Chamou amigos de amigos para encarar a empreitada com ele e, assim, conseguiu juntar muita gente para a envergadura da produção. Tem piano, baixo, bateria, saxofone, violão, flauta, acordeom, violoncelo, pandeiro e trompa. Mila Cox, amiga de longa data, é a intérprete de duas faixas. Nas outras, o próprio Thiago solta o gogó. “É uma galera acostumada a tocar mais jazz, e as influências foram para a música. Acho que ficou legal, mas tinha pensado em fazer algo mais para o choro”, afirma.


Todas as letras são dele. As primeiras músicas que Thiago compôs nem foram dedilhadas no violão. Tinha as melodias na cabeça, gravava no celular mesmo, cantarolando. Até caixa de fósforo servia para registrar o compasso das canções. “Só depois que pedi a um amigo para dar uma lapidada e executar para mim.”
Thiago de Matos terminou o segundo grau e não deu continuidade aos estudos. Seu plano é cursar composição. Por enquanto, dedica as segundas-feiras para aulas de violão, já que aprendeu a dedilhar de maneira autodidata. Em estúdio de música, nunca havia pensado em entrar. O negócio era poesia.


“Escrevia versos e aí pensei: já que tenho a poesia, é só fazer a música”, diz. Um dos incentivadores, além da família, foi o segurança do cinema, Antônio Roberto. Durante a “mudança de área” nos intervalos da pipoca, aprendia por conta flauta e violão.

Thiago sabe dos limites desse primeiro trabalho. Entende que é um início de carreira, ainda tem muito a aprender, mas não viu motivos para não ir adiante. “Quero viver de música, de composições. A minha ideia é estudar uns três anos, virar violonista mesmo e ir para o Rio de Janeiro ou para São Paulo. Se não der certo, eu volto para a pipoca.”

Músico em formação tem futuro promissor
Kiko ferreira

Jovem na casa dos vinte anos de idade, Thiago de Matos surpreende por ter referências pouco comuns à sua idade. Tímido como Paulinho da Viola e Guinga, que certamente ouviu e fazem parte de suas audições, fez como o autor do Bolero de Satã, que estreou em disco convidando amigos para cantar. Buscou a voz doce da vizinha Milu Cox para personificar a música-título do primeiro EP, 'Canções dos campos de lá', e 'Morena Luiza'.

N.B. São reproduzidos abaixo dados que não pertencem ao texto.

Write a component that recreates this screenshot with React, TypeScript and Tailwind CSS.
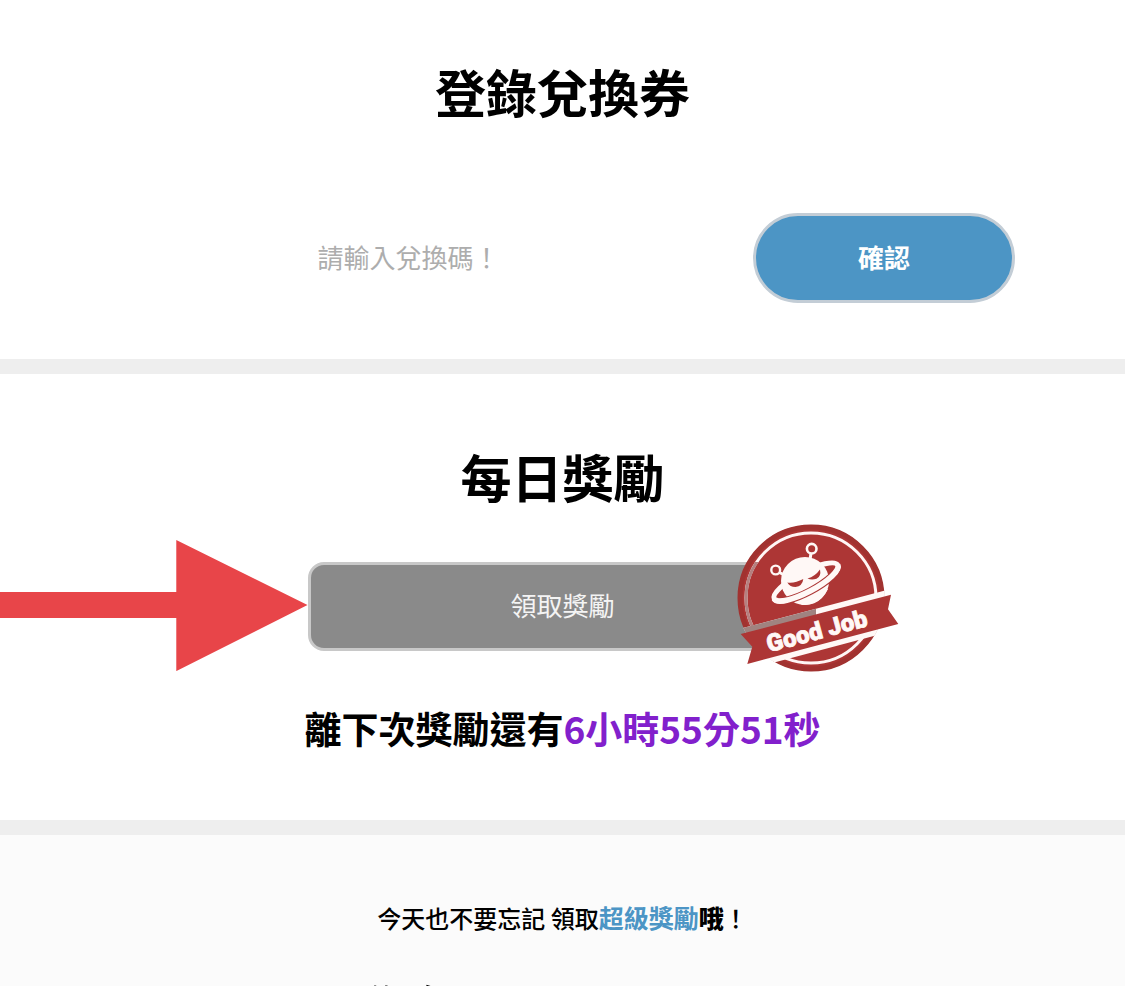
const heading = "text-[51px] leading-[76px] font-bold";

function ArrowMark() {
  return (
    <svg
      viewBox="0 0 307 132"
      preserveAspectRatio="xMaxYMid slice"
      className="h-[132px] w-full"
      fill="#e84549"
      aria-hidden="true"
    >
      <path d="M0 53H176V1L307 66L176 132V79H0Z" />
    </svg>
  );
}

function GoodJobBadge() {
  return (
    <svg
      viewBox="0 0 162 148"
      className="h-[148px] w-[162px]"
      role="img"
      aria-label="Good Job"
    >
      <defs>
        <clipPath id="disc">
          <circle cx="74" cy="74" r="74" />
        </clipPath>
        <clipPath id="overlap">
          <rect x="0" y="38" width="79" height="88" />
        </clipPath>
      </defs>
      <circle cx="74" cy="74" r="73" fill="#ad3635" />
      <circle cx="74" cy="74" r="71" fill="none" stroke="#a13230" strokeWidth="5" />
      <circle cx="74" cy="74" r="65" fill="none" stroke="#fff6f5" strokeWidth="3" />
      <g clipPath="url(#disc)">
        <path d="M0 105.6L162 62.8V105.4L0 148.3Z" fill="#fff8f6" />
        <g clipPath="url(#overlap)">
          <circle cx="74" cy="74" r="65" fill="none" stroke="#b58180" strokeWidth="3" />
          <path d="M0 105.6L162 62.8V75L0 118Z" fill="#a08380" />
        </g>
      </g>
      <path d="M3.7 110L154 70.7L151 85.3L161.3 100L10.3 140L15.3 122.7Z" fill="#ad3635" />

      {/* robot head with its ring */}
      <g stroke="#fff8f6" fill="none">
        <circle cx="38.7" cy="46" r="4.4" strokeWidth="2.4" />
        <circle cx="74.7" cy="24.7" r="4.8" strokeWidth="2.6" />
        <path d="M42.5 48.5L49 52M74 29L73 36" strokeWidth="3" />
        <ellipse
          cx="69"
          cy="58"
          rx="36"
          ry="10"
          strokeWidth="5"
          transform="rotate(-28 69 58)"
        />
      </g>
      <circle cx="68" cy="57" r="24" fill="#fff8f6" />
      <path d="M64 81Q82 82 91 65L80 62Z" fill="#fff8f6" />
      <path d="M50.3 58.5Q58 59.5 66.3 55Q65.5 62 58.5 63Q53 63 50.3 58.5Z" fill="#ad3635" />
      <path d="M70.5 54.5Q78 52.5 83 45.5Q84.5 52.5 79.5 54.8Q74.5 56.5 70.5 54.5Z" fill="#ad3635" />
      <g transform="rotate(-28 69 58)" fill="none">
        <path d="M44 65.2A36 10 0 0 0 94 65.2" stroke="#ad3635" strokeWidth="7.6" />
        <path d="M33 58A36 10 0 0 0 105 58" stroke="#fff8f6" strokeWidth="5.6" />
      </g>

      <text
        x="82"
        y="115"
        transform="rotate(-15 82 115)"
        textAnchor="middle"
        fill="#fff8f6"
        stroke="#fff8f6"
        strokeWidth="0.8"
        className="font-['Roboto',sans-serif] text-[24px] font-black"
      >
        Good Job
      </text>
    </svg>
  );
}

export default function App() {
  return (
    <main className="h-screen overflow-hidden bg-white font-['Noto_Sans_CJK_TC',sans-serif] text-black">
      <section className="border-b-[15px] border-[#eeeeee] px-[110px] pt-[53px] pb-14">
        <h2 className={`text-center ${heading}`}>登錄兌換券</h2>
        <form className="mt-[84px] flex items-center gap-[46px]">
          <input
            type="text"
            aria-label="兌換碼"
            placeholder="請輸入兌換碼！"
            className="h-[90px] min-w-0 flex-1 pb-1 text-center text-[26px] outline-none placeholder:text-[#adadad]"
          />
          <button
            type="button"
            className="h-[90px] w-[262px] rounded-full border-[3px] border-[#c3cdd6] bg-[#4c95c5] pb-1 text-[26px] font-bold text-white"
          >
            確認
          </button>
        </form>
      </section>

      <section className="border-b-[15px] border-[#eeeeee] pt-16 pb-[65px]">
        <h2 className={`text-center ${heading}`}>每日獎勵</h2>
        <div className="mt-12 grid grid-cols-[1fr_510px_1fr] items-center">
          <div className="-mt-7 -mb-6 overflow-hidden">
            <ArrowMark />
          </div>
          <div className="relative">
            <button
              type="button"
              className="block h-[89px] w-full rounded-2xl border-[3px] border-[#c8c8c8] bg-[#8a8a8a] pb-1 text-[26px] text-[#f4f4f4]"
            >
              領取獎勵
            </button>
            <div className="absolute -top-[38px] -right-[81px]">
              <GoodJobBadge />
            </div>
          </div>
        </div>
        <p className="mt-[50px] text-center text-[37px] leading-[54px] font-bold">
          離下次獎勵還有<span className="text-[#8220cc]">6小時55分51秒</span>
        </p>
      </section>

      <section className="h-96 bg-[#fbfbfb] pt-16">
        <p className="text-center text-[24px] leading-9 font-medium">
          今天也不要忘記 領取
          <a href="#super" className="text-[25px] font-bold text-[#4c95c5]">
            超級獎勵
          </a>
          <strong className="text-[25px] font-black">哦</strong>！
        </p>
        <h2 className={`mx-auto mt-[33px] w-[400px] ${heading}`}>你每日</h2>
      </section>
    </main>
  );
}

Músico e autor em formação, ele conta com um grupo que dá ao disco uma sonoridade entre a bossa de sutis toques jazzísticos e o espírito de regional de samba e choro, formado por Felipe Patricio (piano), Fred Chamone (baixo), Daniel Tamietti (baixo e violoncelo), Gabriel Lisboa (bateria), Orlando Soares (sax e flauta), Rodolfo Buarque (violão e percussão), Isabele Menagasse (trompa), Nicanor de Mattos (pandeiro), Andre Antunes (acordeom) e Marcio Granato (violão).


Trazendo, romanticamente, canções e flores na faixa-título, em que foge do lugar-comum ao citar o cuidado que precisa ter na viagem de motocicleta para não estragar as flores na manhã, Thiago entra logo na moda recente dos blocos de carnaval numa 'Marcha canção' que defende o samba da capital mineira.


A primeira musa oficial aparece no samba autobiográfico Morena Luiza, em que o eterno conflito de classes (entre o pipoqueiro modesto e o objeto da paixão, de classe média) dá função de cupido à música, para resolver diferenças. Na verdade, o clássico 'Ave maria do morro'.


Religiosidade e defesa da cultura popular surgem no bem-resolvido baião 'De viola e pandeiro', com participação de Horácio Fialho. E, para terminar, o sofisticado arranjo da delicada 'Minha esperança' abre espaço para voos mais ousados num trabalho futuro.